═══ Information shown

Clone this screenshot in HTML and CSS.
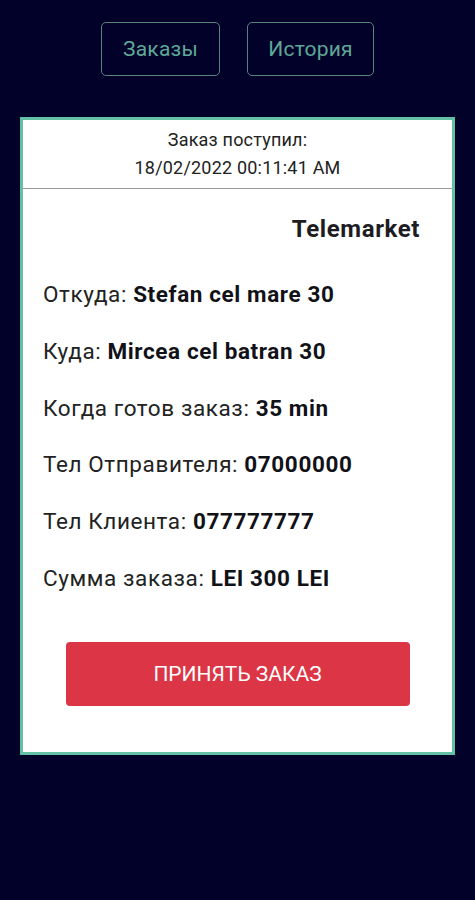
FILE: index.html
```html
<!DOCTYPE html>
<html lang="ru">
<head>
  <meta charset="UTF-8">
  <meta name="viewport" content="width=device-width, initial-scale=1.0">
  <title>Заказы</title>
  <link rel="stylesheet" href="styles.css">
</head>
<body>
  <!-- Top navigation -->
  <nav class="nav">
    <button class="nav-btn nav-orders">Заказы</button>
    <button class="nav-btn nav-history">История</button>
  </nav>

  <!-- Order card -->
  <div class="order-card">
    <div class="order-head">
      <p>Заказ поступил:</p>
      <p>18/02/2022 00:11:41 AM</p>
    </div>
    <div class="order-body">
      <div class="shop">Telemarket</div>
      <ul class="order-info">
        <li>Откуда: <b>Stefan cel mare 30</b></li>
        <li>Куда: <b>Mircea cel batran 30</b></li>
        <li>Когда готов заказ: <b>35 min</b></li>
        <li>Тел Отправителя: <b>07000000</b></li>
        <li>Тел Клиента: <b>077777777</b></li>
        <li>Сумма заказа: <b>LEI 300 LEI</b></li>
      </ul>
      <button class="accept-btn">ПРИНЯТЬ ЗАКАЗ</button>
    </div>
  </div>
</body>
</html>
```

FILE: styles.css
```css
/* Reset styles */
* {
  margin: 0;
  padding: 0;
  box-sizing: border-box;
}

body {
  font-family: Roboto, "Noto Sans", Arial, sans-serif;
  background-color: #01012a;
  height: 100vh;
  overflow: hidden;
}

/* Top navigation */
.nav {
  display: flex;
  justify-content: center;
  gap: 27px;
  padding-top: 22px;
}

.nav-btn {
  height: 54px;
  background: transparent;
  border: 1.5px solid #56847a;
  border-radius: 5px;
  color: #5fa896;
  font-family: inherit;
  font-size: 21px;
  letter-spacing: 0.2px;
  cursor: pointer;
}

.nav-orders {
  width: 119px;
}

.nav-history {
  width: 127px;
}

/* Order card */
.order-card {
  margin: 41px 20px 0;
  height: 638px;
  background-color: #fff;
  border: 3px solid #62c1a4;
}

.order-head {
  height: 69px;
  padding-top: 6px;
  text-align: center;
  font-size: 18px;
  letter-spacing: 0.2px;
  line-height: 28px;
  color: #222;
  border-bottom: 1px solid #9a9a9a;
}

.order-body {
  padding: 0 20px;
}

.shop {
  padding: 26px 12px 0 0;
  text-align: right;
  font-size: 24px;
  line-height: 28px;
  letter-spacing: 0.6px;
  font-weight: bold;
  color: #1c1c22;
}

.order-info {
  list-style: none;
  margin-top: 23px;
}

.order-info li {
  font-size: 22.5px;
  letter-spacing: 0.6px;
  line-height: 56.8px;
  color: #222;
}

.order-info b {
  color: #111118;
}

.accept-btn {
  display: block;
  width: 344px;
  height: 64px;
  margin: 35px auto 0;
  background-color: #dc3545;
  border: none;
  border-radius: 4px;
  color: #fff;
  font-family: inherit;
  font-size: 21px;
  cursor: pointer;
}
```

══════

• _Request_
Please set down each line of the data above exactly as written, without the pictures.

• _Task response_
Clone this screenshot in HTML and CSS.
FILE: index.html
```html
<!DOCTYPE html>
<html lang="ru">
<head>
  <meta charset="UTF-8">
  <meta name="viewport" content="width=device-width, initial-scale=1.0">
  <title>Заказы</title>
  <link rel="stylesheet" href="styles.css">
</head>
<body>
  <!-- Top navigation -->
  <nav class="nav">
    <button class="nav-btn nav-orders">Заказы</button>
    <button class="nav-btn nav-history">История</button>
  </nav>

  <!-- Order card -->
  <div class="order-card">
    <div class="order-head">
      <p>Заказ поступил:</p>
      <p>18/02/2022 00:11:41 AM</p>
    </div>
    <div class="order-body">
      <div class="shop">Telemarket</div>
      <ul class="order-info">
        <li>Откуда: <b>Stefan cel mare 30</b></li>
        <li>Куда: <b>Mircea cel batran 30</b></li>
        <li>Когда готов заказ: <b>35 min</b></li>
        <li>Тел Отправителя: <b>07000000</b></li>
        <li>Тел Клиента: <b>077777777</b></li>
        <li>Сумма заказа: <b>LEI 300 LEI</b></li>
      </ul>
      <button class="accept-btn">ПРИНЯТЬ ЗАКАЗ</button>
    </div>
  </div>
</body>
</html>
```

FILE: styles.css
```css
/* Reset styles */
* {
  margin: 0;
  padding: 0;
  box-sizing: border-box;
}

body {
  font-family: Roboto, "Noto Sans", Arial, sans-serif;
  background-color: #01012a;
  height: 100vh;
  overflow: hidden;
}

/* Top navigation */
.nav {
  display: flex;
  justify-content: center;
  gap: 27px;
  padding-top: 22px;
}

.nav-btn {
  height: 54px;
  background: transparent;
  border: 1.5px solid #56847a;
  border-radius: 5px;
  color: #5fa896;
  font-family: inherit;
  font-size: 21px;
  letter-spacing: 0.2px;
  cursor: pointer;
}

.nav-orders {
  width: 119px;
}

.nav-history {
  width: 127px;
}

/* Order card */
.order-card {
  margin: 41px 20px 0;
  height: 638px;
  background-color: #fff;
  border: 3px solid #62c1a4;
}

.order-head {
  height: 69px;
  padding-top: 6px;
  text-align: center;
  font-size: 18px;
  letter-spacing: 0.2px;
  line-height: 28px;
  color: #222;
  border-bottom: 1px solid #9a9a9a;
}

.order-body {
  padding: 0 20px;
}

.shop {
  padding: 26px 12px 0 0;
  text-align: right;
  font-size: 24px;
  line-height: 28px;
  letter-spacing: 0.6px;
  font-weight: bold;
  color: #1c1c22;
}

.order-info {
  list-style: none;
  margin-top: 23px;
}

.order-info li {
  font-size: 22.5px;
  letter-spacing: 0.6px;
  line-height: 56.8px;
  color: #222;
}

.order-info b {
  color: #111118;
}

.accept-btn {
  display: block;
  width: 344px;
  height: 64px;
  margin: 35px auto 0;
  background-color: #dc3545;
  border: none;
  border-radius: 4px;
  color: #fff;
  font-family: inherit;
  font-size: 21px;
  cursor: pointer;
}
```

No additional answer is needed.